In attempt to reduce costs and administrative burdens, some practice owners may intentionally misclassify employees as independent contractors. However, this practice can result in severe penalties from employment standards.

  1. Overlooking Compliance Requirements

Practice owners may overlook the various compliance requirements associated with hiring independent contractors, such as ensuring proper documentation, adhering to tax regulations, and maintaining clear records of payments and services.

Mitigating Risks and Costs: To avoid misclassification and ensure compliance with labor laws, practice owners can take proactive steps to mitigate risks and costs:

  1. Conduct a thorough assessment of the working relationship to determine the appropriate classification of workers.
  1. Seek legal advice or consult with an HR professional to ensure compliance with relevant laws and regulations.
  1. Implement clear and detailed contracts outlining the terms of engagement for independent contractors.
  1. Maintain accurate records of payments, services rendered, and any agreements with independent contractors.
  1. Regularly review and update classification decisions to reflect changes in the nature of the work or the relationship.

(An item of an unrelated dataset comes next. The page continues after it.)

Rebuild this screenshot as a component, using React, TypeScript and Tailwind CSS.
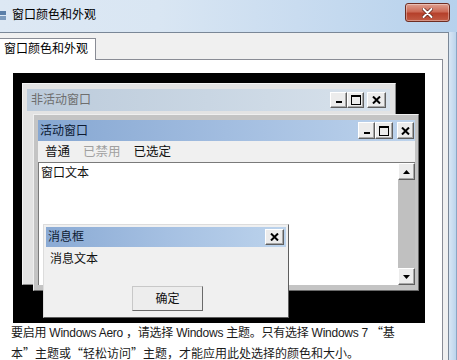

Accurately classifying workers as either independent contractors or employees is crucial for compliance and operational efficiency. Misclassification can lead to significant legal and financial repercussions, including fines and back taxes. 

As a practice owner, it’s essential to understand the criteria that differentiate employees from independent contractors and apply them diligently. Regularly reviewing your classification practices and consulting with legal or HR experts can help mitigate risks. 

Ensuring proper classification not only protects your practice from potential liabilities but also fosters a fair and transparent working environment. Ultimately, taking the time to get this right contributes to the long-term success and stability of your healthcare practice.